7- BEAU IS AFRAID d’Ari Aster
Après les réussites Hérédité et Midsommar, deux œuvres aussi différentes que similaires dans leurs qualités respectives, Ari Aster réalise avec Beau is Afraid une proposition de cinéma à la fois autre et pourtant aussi ambitieuse. Durant trois heures, le cinéaste se joue des attentes et assume de désarçonner son public en plongeant le spectateur dans le cerveau d’un personnage en proie au deuil, à la perte de repères, au sein d’un film dense et riche, découpé en trois actes déstabilisants, quand bien même on saura en cueillir toutes les subtilités si on ose s’y abandonner…
8- MISANTHROPE de Damián Szifrón
Anxiogène et tendu comme un arc, Misanthrope nous rappelle aux bons souvenirs des thrillers policiers comme on n’en voit guère plus aujourd’hui. Le réalisateur Damián Szifrón brandit au spectateur un miroir sociétal à la noirceur absolue, avec son histoire de tueur de masse aux motivations ancrées dans une réalité bien actuelle, aux prises avec une fliquette au parcours de vie cabossé et un agent du FBI charismatique. Même si le film flanche quelque peu dans sa dernière partie, la maestria de la mise en scène, la puissance du discours et la noirceur de l’ensemble emportent largement l’affaire. Un morceau de cinéma intense qui reste longtemps en mémoire.
Comme l’a souligné Nolan dans sa critique, Conann de Bertrand Mandico ne pouvait décemment ressembler à rien d’autre, et surtout pas au film matriciel de John Milius avec Schwarzy, quand bien même il reste ancré à bien des égards à l’œuvre originale de Robert E. Howard. De fait, la proposition de Mandico, marquée au fer rouge des oripeaux de son cinéma, est un film unique, à la fois stimulant visuellement avec ses décors et effets en dur, et nourrissant pour l’intellect avec ses dialogues très écrits, qui n’empêchent pas cependant un détour par le gore, embrassant le genre à pleine bouche lorsque c’est nécessaire. Une œuvre forte et nécessaire dans le paysage cinématographique français.

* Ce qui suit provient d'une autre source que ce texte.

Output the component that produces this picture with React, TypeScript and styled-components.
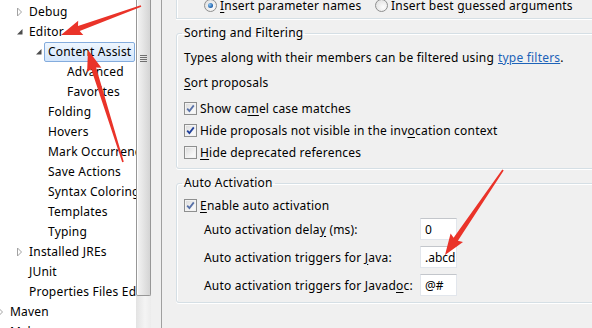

10- STEPHANE de Timothée Hochet et Lucas Pastor
C’est l’OVNI de l’année. Qui plus est dans le paysage cinématographique français. L’inattendu Stéphane de Timothée Hochet et Lucas Pastor se frotte autant à la comédie noire qu’au film de genre. Et c’est une sacrée surprise : un found-footage suivant un jeune vidéaste réalisant un documentaire sur un personnage aussi charismatique qu’emblématique et limite psychopathe, le fameux Stéphane, dont le parcours bigger than life se dévoile au fur et à mesure du film, dans un savant équilibre d’humour et d’inquiétude fortement tintée d’angoisse. Et surtout, un comédien principal, Lucas Pastor, également co-réalisateur, qui emporte tout dans sa folie furieuse.
Mention spéciale- MAD GOD de Phil Tippett
Véritable opéra de la décadence en stop motion, Mad God est l’aboutissement de la vision de Phil Tippett, pape des SFX. Trente années à travailler à la conception de ce film définitivement autre, à donner vie à ce projet démentiel, ode aux techniques du cinéma d’animation, dont le résultat est tout aussi fou à l’écran. Orgie de matières et de textures, d’images iconiques et de cauchemars fantasmagoriques, Mad God respire l’artisanat, la générosité et une croyance indéboulonnable en l’essence même du cinéma. Une œuvre unique et incontournable.
Flop 5 Films
1- LES CHEVALIERS DU ZODIAQUE de Tomasz Bagiński
Indigeste, hideux et d’une bêtise sans pareil.
Un found-footage comme on n’ose plus en faire. Dépassé et sans intérêt.
3- THE REEF 2 : TRAQUEES d’Andrew Traucki
La suite d’un honnête film de requins. Pas honteux sur la montée en tension, mais bardé de personnages bêtes à tabasser. Et rien de neuf sous le soleil.
4- LA MAIN de Danny Philippou et Michael Philippou
La grosse sensation hype horrifique de l’année est, à bien y réfléchir, une imposture totale, du cinéma de petit malin, marqué par deux scènes extrêmement violentes, mais qui n’a rien à proposer de plus que des lieux communs. Tout en donnant la sensation de vouloir réinventer la roue. Désagréable.
5- SUPER MARIO BROS, LE FILM d’Aaron Horvath et Michael Jelenic
Ce n’est pas plus honteux que la plupart des films d’animation lambdas actuels. Avec un fan-service omniprésent. Extrêmement convaincant techniquement, mais d’une paresse totale en termes d’écriture et d’ambition. Un film d’animation lambda.